What you are asked to do: Copy out each line featuring the string "TypeScript" from the entries beneath.

Listed entries:
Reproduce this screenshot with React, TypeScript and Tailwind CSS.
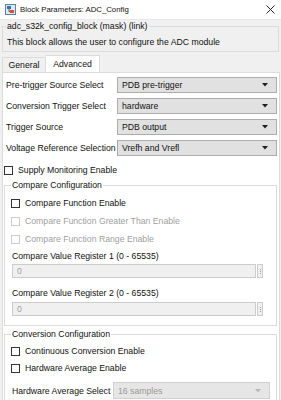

* * *

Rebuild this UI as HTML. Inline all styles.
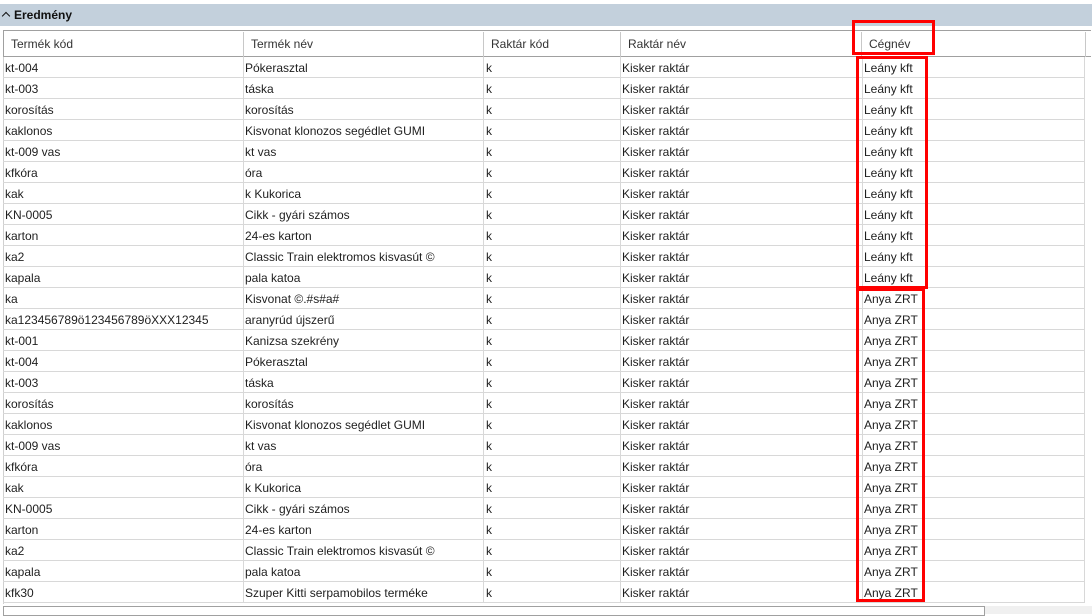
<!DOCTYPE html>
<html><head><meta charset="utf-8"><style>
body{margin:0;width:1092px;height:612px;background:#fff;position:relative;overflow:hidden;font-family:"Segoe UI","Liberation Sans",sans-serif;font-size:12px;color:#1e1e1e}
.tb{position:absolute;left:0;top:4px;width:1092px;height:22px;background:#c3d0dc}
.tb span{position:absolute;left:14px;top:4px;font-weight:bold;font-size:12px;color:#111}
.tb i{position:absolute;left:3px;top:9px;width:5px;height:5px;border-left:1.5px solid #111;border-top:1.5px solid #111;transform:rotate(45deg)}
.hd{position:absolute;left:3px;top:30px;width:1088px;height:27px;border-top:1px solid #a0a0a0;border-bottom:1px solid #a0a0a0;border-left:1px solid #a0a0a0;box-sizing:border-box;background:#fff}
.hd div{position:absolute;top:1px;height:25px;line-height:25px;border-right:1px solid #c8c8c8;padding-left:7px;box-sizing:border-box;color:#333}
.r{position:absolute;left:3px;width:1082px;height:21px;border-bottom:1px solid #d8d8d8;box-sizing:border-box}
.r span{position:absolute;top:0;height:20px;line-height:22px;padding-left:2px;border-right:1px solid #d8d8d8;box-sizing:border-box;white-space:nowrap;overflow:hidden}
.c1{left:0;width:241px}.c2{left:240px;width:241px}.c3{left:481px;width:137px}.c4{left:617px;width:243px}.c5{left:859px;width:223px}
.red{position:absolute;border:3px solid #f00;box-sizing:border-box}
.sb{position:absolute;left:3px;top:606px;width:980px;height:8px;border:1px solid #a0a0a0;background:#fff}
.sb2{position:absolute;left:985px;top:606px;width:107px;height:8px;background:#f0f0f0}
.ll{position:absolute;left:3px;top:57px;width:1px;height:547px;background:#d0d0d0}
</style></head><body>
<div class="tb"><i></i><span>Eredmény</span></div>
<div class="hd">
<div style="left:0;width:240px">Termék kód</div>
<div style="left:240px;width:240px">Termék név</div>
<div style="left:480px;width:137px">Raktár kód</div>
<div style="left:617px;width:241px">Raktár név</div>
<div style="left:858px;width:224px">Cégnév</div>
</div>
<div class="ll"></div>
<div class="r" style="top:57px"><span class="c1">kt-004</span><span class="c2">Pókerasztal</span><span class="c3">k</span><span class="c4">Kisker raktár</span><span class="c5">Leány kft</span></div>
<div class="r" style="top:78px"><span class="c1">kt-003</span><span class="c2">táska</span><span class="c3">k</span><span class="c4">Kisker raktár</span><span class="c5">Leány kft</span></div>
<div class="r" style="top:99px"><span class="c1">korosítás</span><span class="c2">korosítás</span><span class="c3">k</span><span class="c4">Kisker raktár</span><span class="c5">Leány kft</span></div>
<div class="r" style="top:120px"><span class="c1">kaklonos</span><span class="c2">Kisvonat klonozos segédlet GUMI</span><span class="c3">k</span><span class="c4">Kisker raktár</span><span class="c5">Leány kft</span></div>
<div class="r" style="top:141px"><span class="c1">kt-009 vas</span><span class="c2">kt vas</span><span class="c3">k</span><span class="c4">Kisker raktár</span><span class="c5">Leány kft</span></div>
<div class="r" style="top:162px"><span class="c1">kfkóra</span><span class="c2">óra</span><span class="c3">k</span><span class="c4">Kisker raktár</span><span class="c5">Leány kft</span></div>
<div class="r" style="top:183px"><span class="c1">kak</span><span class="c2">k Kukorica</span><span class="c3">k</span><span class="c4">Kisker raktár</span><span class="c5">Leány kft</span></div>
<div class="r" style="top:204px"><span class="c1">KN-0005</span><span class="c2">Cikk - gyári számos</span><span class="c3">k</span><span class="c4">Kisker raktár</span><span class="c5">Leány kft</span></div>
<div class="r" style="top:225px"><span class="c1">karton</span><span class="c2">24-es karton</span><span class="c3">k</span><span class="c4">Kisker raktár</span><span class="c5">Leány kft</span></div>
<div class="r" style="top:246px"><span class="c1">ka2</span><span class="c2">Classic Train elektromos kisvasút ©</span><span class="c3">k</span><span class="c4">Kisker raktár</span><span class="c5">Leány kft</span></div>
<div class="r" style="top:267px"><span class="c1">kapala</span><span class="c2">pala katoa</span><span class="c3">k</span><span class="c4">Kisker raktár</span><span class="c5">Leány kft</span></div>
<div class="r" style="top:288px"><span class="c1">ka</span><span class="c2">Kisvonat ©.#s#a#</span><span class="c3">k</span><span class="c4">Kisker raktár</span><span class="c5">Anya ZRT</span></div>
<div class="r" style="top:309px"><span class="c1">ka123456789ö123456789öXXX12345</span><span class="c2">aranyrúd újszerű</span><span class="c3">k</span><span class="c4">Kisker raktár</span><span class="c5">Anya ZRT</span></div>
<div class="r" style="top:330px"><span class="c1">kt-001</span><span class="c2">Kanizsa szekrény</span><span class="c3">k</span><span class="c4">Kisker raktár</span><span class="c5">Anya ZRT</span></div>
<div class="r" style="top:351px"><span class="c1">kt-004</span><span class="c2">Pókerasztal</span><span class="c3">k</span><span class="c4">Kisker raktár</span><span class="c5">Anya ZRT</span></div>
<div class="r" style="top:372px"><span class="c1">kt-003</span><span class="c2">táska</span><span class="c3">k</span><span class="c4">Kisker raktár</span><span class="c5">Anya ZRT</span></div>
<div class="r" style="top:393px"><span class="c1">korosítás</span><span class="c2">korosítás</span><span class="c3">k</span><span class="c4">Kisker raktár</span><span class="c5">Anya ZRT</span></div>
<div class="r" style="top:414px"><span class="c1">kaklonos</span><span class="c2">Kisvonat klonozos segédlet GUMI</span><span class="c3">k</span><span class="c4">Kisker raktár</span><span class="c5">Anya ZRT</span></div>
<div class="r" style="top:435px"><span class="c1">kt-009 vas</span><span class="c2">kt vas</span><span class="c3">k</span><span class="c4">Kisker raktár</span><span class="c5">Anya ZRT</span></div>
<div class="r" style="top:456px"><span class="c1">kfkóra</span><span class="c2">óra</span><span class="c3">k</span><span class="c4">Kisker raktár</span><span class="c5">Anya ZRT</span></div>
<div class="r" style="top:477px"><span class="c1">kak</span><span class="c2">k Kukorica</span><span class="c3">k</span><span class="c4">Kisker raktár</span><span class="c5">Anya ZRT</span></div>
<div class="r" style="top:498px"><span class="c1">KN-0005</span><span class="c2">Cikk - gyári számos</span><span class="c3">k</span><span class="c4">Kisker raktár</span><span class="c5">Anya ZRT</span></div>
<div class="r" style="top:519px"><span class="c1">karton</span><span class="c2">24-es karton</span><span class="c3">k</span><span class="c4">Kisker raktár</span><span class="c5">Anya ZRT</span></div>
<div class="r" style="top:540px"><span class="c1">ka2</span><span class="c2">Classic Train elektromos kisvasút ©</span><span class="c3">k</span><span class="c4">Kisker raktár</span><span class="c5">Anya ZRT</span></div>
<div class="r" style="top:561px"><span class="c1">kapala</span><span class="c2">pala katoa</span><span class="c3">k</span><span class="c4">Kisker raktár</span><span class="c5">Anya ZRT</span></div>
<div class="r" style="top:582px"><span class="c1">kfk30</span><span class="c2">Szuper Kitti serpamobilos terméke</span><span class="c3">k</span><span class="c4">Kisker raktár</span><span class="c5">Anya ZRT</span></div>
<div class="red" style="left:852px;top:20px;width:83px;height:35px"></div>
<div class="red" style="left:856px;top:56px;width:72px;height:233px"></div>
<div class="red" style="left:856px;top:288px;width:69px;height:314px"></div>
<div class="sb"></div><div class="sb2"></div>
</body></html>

---

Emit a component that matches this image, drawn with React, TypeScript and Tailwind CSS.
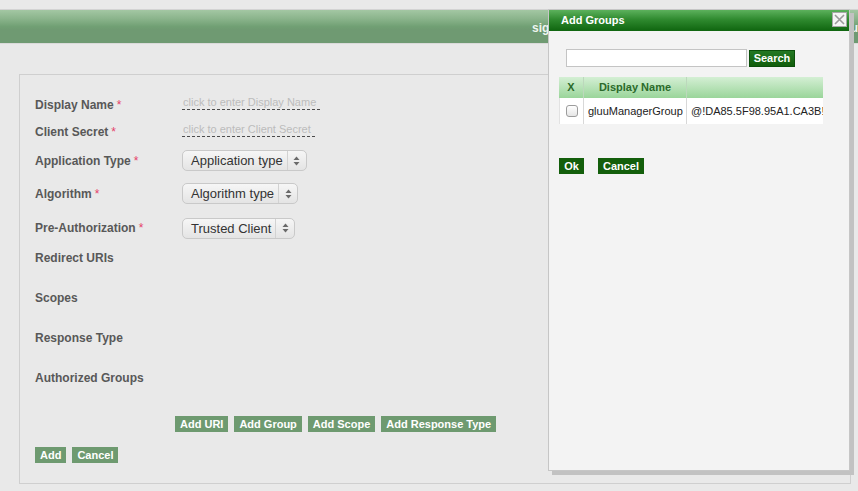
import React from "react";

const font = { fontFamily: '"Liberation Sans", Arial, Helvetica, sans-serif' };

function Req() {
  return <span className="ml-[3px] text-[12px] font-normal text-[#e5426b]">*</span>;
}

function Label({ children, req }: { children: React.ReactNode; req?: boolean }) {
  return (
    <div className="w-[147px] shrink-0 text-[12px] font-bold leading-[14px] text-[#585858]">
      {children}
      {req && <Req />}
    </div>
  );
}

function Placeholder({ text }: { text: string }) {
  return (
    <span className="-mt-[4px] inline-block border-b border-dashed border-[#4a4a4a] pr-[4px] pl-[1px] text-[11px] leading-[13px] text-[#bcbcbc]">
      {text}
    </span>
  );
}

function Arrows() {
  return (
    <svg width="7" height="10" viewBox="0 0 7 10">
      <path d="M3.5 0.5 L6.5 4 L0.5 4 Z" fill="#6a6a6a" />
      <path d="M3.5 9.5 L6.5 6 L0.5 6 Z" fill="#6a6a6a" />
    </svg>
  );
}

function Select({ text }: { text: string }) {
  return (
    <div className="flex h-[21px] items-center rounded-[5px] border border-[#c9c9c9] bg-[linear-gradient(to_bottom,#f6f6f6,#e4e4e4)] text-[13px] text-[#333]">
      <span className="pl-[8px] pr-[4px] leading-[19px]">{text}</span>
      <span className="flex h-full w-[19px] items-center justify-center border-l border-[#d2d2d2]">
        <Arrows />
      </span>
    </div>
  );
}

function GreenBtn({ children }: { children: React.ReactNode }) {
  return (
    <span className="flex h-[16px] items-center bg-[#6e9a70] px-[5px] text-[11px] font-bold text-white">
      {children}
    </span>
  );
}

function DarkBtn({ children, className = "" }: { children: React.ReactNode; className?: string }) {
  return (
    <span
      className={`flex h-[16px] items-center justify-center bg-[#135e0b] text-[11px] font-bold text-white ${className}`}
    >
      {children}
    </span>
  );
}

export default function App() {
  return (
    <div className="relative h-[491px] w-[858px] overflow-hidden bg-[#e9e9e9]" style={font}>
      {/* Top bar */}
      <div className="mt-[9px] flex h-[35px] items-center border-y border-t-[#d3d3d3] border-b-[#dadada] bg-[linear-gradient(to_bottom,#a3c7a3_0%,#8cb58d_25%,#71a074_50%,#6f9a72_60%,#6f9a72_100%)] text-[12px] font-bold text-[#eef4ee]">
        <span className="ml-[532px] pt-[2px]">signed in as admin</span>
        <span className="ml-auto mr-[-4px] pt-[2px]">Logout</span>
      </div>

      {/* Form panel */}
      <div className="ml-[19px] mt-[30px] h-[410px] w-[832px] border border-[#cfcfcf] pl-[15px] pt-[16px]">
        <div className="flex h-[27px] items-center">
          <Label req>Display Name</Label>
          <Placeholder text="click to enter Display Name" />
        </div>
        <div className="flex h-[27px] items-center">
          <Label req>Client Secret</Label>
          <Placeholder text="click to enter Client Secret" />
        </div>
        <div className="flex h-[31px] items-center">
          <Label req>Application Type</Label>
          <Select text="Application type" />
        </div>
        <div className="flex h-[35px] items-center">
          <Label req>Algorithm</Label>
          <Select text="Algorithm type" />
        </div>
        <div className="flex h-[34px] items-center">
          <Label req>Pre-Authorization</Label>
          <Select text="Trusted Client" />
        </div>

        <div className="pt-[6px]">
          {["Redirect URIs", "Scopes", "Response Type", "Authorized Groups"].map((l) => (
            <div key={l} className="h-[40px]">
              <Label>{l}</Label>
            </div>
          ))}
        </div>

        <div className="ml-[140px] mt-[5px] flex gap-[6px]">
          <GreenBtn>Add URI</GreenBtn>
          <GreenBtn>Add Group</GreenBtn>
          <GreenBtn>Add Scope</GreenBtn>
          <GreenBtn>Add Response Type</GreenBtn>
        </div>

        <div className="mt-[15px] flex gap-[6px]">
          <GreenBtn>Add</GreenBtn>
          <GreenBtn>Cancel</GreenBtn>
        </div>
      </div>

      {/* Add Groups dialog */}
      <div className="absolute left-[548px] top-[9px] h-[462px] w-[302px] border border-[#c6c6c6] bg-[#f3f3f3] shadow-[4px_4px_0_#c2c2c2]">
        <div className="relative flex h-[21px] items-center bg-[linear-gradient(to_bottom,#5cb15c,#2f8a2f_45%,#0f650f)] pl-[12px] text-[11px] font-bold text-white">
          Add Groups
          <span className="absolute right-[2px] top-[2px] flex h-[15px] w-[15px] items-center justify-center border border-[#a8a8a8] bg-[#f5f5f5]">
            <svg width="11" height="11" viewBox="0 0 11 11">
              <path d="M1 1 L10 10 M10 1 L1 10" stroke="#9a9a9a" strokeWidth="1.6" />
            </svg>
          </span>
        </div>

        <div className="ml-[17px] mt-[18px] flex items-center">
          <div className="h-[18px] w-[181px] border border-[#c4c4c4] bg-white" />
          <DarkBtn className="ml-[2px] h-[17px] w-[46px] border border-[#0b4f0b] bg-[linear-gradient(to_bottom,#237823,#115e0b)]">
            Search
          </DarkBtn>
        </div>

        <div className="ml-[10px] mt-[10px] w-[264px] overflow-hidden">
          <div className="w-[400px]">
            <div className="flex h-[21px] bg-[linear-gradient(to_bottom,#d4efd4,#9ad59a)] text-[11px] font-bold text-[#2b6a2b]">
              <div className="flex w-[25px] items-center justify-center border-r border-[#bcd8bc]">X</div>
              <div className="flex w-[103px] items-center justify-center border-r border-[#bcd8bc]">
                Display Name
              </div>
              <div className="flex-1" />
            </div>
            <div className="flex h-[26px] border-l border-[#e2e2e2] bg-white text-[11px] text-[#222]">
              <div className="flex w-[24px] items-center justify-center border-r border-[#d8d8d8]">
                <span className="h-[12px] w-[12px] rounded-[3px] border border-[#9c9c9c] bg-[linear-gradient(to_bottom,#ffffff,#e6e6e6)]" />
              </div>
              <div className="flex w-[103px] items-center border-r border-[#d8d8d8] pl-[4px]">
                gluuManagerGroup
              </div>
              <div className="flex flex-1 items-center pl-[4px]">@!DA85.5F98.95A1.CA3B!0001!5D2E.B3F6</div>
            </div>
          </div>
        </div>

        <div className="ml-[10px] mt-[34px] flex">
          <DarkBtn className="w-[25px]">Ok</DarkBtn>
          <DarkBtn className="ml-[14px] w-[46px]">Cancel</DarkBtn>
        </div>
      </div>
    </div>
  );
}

Expected answer:
Reproduce this screenshot with React, TypeScript and Tailwind CSS.
Emit a component that matches this image, drawn with React, TypeScript and Tailwind CSS.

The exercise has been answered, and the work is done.